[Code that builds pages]

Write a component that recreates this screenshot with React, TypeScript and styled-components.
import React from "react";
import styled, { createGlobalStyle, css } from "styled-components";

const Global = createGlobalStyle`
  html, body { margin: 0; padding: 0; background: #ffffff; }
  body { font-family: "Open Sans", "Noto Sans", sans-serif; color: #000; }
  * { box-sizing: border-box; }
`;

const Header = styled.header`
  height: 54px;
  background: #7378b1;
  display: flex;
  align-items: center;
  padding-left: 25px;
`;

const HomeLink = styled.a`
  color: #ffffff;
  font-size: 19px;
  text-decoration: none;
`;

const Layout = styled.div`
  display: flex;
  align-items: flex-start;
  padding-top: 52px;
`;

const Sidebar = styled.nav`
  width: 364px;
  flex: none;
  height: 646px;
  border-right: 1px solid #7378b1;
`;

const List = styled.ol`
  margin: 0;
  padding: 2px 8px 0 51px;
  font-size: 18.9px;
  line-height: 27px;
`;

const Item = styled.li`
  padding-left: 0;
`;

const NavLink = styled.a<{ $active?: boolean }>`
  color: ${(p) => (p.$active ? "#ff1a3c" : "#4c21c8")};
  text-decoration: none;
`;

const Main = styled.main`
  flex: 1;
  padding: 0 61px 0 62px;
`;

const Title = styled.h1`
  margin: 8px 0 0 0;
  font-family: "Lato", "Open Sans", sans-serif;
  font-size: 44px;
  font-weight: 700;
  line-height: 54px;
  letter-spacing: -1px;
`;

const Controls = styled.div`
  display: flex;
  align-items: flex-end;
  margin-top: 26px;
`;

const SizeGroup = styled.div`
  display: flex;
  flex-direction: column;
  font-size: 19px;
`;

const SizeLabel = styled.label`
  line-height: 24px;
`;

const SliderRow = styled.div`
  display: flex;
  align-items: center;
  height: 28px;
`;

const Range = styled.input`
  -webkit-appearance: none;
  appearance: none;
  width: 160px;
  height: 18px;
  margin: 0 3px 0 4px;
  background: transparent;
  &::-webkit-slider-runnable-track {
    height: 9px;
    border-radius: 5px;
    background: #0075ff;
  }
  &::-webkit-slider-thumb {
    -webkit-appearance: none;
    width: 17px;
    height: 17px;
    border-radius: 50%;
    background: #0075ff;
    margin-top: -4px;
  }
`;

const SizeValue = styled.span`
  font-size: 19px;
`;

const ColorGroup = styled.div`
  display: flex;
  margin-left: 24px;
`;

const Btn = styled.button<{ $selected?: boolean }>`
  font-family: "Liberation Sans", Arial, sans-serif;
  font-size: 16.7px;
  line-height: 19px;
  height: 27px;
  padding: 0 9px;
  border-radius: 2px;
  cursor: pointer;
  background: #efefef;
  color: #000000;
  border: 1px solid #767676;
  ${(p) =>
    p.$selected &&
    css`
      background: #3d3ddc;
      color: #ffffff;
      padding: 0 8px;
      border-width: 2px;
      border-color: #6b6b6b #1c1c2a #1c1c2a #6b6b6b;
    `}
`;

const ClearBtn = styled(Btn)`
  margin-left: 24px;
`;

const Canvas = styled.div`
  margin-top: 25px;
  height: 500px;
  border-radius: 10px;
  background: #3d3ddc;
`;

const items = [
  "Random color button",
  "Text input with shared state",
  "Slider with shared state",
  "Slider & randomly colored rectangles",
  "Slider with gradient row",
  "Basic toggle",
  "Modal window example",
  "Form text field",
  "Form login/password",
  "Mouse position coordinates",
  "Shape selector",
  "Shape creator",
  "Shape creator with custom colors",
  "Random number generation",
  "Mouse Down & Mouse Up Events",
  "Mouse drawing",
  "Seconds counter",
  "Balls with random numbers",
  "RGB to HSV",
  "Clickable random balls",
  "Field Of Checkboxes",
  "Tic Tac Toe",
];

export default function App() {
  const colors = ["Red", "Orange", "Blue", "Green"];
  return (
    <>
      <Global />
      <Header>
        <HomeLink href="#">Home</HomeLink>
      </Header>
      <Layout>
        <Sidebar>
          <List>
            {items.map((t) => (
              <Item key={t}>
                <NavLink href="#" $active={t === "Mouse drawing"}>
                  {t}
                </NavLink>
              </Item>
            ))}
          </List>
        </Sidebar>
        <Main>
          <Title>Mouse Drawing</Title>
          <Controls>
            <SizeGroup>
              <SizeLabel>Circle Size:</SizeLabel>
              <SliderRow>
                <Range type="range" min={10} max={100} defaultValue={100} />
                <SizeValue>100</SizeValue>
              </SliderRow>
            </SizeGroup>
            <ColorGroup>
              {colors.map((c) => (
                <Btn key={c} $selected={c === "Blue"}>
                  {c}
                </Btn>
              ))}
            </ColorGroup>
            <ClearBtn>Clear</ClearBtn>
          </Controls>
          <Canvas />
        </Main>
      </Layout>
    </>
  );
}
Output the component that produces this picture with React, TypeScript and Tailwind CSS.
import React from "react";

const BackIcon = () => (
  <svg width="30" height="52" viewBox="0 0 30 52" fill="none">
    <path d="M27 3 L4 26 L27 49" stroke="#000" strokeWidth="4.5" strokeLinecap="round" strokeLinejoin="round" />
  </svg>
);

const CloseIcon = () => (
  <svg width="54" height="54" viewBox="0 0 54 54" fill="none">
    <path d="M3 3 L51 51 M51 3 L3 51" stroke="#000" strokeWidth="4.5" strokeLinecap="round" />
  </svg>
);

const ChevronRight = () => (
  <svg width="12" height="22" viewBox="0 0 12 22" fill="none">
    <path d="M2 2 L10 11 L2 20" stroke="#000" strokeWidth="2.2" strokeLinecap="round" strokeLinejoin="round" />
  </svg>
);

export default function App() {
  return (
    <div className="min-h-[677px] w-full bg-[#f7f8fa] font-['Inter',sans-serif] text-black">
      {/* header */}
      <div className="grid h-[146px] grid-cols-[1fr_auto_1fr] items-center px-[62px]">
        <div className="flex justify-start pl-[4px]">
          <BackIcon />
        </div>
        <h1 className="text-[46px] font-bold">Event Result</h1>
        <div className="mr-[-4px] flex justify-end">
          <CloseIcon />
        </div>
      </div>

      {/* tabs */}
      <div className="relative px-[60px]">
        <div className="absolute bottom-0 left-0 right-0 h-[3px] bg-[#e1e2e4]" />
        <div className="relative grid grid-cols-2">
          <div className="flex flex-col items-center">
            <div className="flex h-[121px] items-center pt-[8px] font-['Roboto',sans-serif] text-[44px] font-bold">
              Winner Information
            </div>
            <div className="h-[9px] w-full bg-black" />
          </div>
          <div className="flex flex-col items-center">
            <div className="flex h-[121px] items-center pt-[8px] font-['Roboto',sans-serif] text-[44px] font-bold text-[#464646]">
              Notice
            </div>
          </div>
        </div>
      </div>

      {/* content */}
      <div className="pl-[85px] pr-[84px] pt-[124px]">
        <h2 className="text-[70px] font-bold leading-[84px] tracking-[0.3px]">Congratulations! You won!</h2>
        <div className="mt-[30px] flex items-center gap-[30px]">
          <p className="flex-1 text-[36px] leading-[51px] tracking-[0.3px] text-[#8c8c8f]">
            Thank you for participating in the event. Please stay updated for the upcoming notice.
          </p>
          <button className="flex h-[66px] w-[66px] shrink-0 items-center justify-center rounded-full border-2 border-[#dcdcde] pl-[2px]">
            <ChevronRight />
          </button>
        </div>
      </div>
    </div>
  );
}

- **Prompt**
Reproduce each entry above exactly, keeping every word.

- **Output below**
Write a component that recreates this screenshot with React, TypeScript and styled-components.
import React from "react";
import styled, { createGlobalStyle, css } from "styled-components";

const Global = createGlobalStyle`
  html, body { margin: 0; padding: 0; background: #ffffff; }
  body { font-family: "Open Sans", "Noto Sans", sans-serif; color: #000; }
  * { box-sizing: border-box; }
`;

const Header = styled.header`
  height: 54px;
  background: #7378b1;
  display: flex;
  align-items: center;
  padding-left: 25px;
`;

const HomeLink = styled.a`
  color: #ffffff;
  font-size: 19px;
  text-decoration: none;
`;

const Layout = styled.div`
  display: flex;
  align-items: flex-start;
  padding-top: 52px;
`;

const Sidebar = styled.nav`
  width: 364px;
  flex: none;
  height: 646px;
  border-right: 1px solid #7378b1;
`;

const List = styled.ol`
  margin: 0;
  padding: 2px 8px 0 51px;
  font-size: 18.9px;
  line-height: 27px;
`;

const Item = styled.li`
  padding-left: 0;
`;

const NavLink = styled.a<{ $active?: boolean }>`
  color: ${(p) => (p.$active ? "#ff1a3c" : "#4c21c8")};
  text-decoration: none;
`;

const Main = styled.main`
  flex: 1;
  padding: 0 61px 0 62px;
`;

const Title = styled.h1`
  margin: 8px 0 0 0;
  font-family: "Lato", "Open Sans", sans-serif;
  font-size: 44px;
  font-weight: 700;
  line-height: 54px;
  letter-spacing: -1px;
`;

const Controls = styled.div`
  display: flex;
  align-items: flex-end;
  margin-top: 26px;
`;

const SizeGroup = styled.div`
  display: flex;
  flex-direction: column;
  font-size: 19px;
`;

const SizeLabel = styled.label`
  line-height: 24px;
`;

const SliderRow = styled.div`
  display: flex;
  align-items: center;
  height: 28px;
`;

const Range = styled.input`
  -webkit-appearance: none;
  appearance: none;
  width: 160px;
  height: 18px;
  margin: 0 3px 0 4px;
  background: transparent;
  &::-webkit-slider-runnable-track {
    height: 9px;
    border-radius: 5px;
    background: #0075ff;
  }
  &::-webkit-slider-thumb {
    -webkit-appearance: none;
    width: 17px;
    height: 17px;
    border-radius: 50%;
    background: #0075ff;
    margin-top: -4px;
  }
`;

const SizeValue = styled.span`
  font-size: 19px;
`;

const ColorGroup = styled.div`
  display: flex;
  margin-left: 24px;
`;

const Btn = styled.button<{ $selected?: boolean }>`
  font-family: "Liberation Sans", Arial, sans-serif;
  font-size: 16.7px;
  line-height: 19px;
  height: 27px;
  padding: 0 9px;
  border-radius: 2px;
  cursor: pointer;
  background: #efefef;
  color: #000000;
  border: 1px solid #767676;
  ${(p) =>
    p.$selected &&
    css`
      background: #3d3ddc;
      color: #ffffff;
      padding: 0 8px;
      border-width: 2px;
      border-color: #6b6b6b #1c1c2a #1c1c2a #6b6b6b;
    `}
`;

const ClearBtn = styled(Btn)`
  margin-left: 24px;
`;

const Canvas = styled.div`
  margin-top: 25px;
  height: 500px;
  border-radius: 10px;
  background: #3d3ddc;
`;

const items = [
  "Random color button",
  "Text input with shared state",
  "Slider with shared state",
  "Slider & randomly colored rectangles",
  "Slider with gradient row",
  "Basic toggle",
  "Modal window example",
  "Form text field",
  "Form login/password",
  "Mouse position coordinates",
  "Shape selector",
  "Shape creator",
  "Shape creator with custom colors",
  "Random number generation",
  "Mouse Down & Mouse Up Events",
  "Mouse drawing",
  "Seconds counter",
  "Balls with random numbers",
  "RGB to HSV",
  "Clickable random balls",
  "Field Of Checkboxes",
  "Tic Tac Toe",
];

export default function App() {
  const colors = ["Red", "Orange", "Blue", "Green"];
  return (
    <>
      <Global />
      <Header>
        <HomeLink href="#">Home</HomeLink>
      </Header>
      <Layout>
        <Sidebar>
          <List>
            {items.map((t) => (
              <Item key={t}>
                <NavLink href="#" $active={t === "Mouse drawing"}>
                  {t}
                </NavLink>
              </Item>
            ))}
          </List>
        </Sidebar>
        <Main>
          <Title>Mouse Drawing</Title>
          <Controls>
            <SizeGroup>
              <SizeLabel>Circle Size:</SizeLabel>
              <SliderRow>
                <Range type="range" min={10} max={100} defaultValue={100} />
                <SizeValue>100</SizeValue>
              </SliderRow>
            </SizeGroup>
            <ColorGroup>
              {colors.map((c) => (
                <Btn key={c} $selected={c === "Blue"}>
                  {c}
                </Btn>
              ))}
            </ColorGroup>
            <ClearBtn>Clear</ClearBtn>
          </Controls>
          <Canvas />
        </Main>
      </Layout>
    </>
  );
}
Output the component that produces this picture with React, TypeScript and Tailwind CSS.
import React from "react";

const BackIcon = () => (
  <svg width="30" height="52" viewBox="0 0 30 52" fill="none">
    <path d="M27 3 L4 26 L27 49" stroke="#000" strokeWidth="4.5" strokeLinecap="round" strokeLinejoin="round" />
  </svg>
);

const CloseIcon = () => (
  <svg width="54" height="54" viewBox="0 0 54 54" fill="none">
    <path d="M3 3 L51 51 M51 3 L3 51" stroke="#000" strokeWidth="4.5" strokeLinecap="round" />
  </svg>
);

const ChevronRight = () => (
  <svg width="12" height="22" viewBox="0 0 12 22" fill="none">
    <path d="M2 2 L10 11 L2 20" stroke="#000" strokeWidth="2.2" strokeLinecap="round" strokeLinejoin="round" />
  </svg>
);

export default function App() {
  return (
    <div className="min-h-[677px] w-full bg-[#f7f8fa] font-['Inter',sans-serif] text-black">
      {/* header */}
      <div className="grid h-[146px] grid-cols-[1fr_auto_1fr] items-center px-[62px]">
        <div className="flex justify-start pl-[4px]">
          <BackIcon />
        </div>
        <h1 className="text-[46px] font-bold">Event Result</h1>
        <div className="mr-[-4px] flex justify-end">
          <CloseIcon />
        </div>
      </div>

      {/* tabs */}
      <div className="relative px-[60px]">
        <div className="absolute bottom-0 left-0 right-0 h-[3px] bg-[#e1e2e4]" />
        <div className="relative grid grid-cols-2">
          <div className="flex flex-col items-center">
            <div className="flex h-[121px] items-center pt-[8px] font-['Roboto',sans-serif] text-[44px] font-bold">
              Winner Information
            </div>
            <div className="h-[9px] w-full bg-black" />
          </div>
          <div className="flex flex-col items-center">
            <div className="flex h-[121px] items-center pt-[8px] font-['Roboto',sans-serif] text-[44px] font-bold text-[#464646]">
              Notice
            </div>
          </div>
        </div>
      </div>

      {/* content */}
      <div className="pl-[85px] pr-[84px] pt-[124px]">
        <h2 className="text-[70px] font-bold leading-[84px] tracking-[0.3px]">Congratulations! You won!</h2>
        <div className="mt-[30px] flex items-center gap-[30px]">
          <p className="flex-1 text-[36px] leading-[51px] tracking-[0.3px] text-[#8c8c8f]">
            Thank you for participating in the event. Please stay updated for the upcoming notice.
          </p>
          <button className="flex h-[66px] w-[66px] shrink-0 items-center justify-center rounded-full border-2 border-[#dcdcde] pl-[2px]">
            <ChevronRight />
          </button>
        </div>
      </div>
    </div>
  );
}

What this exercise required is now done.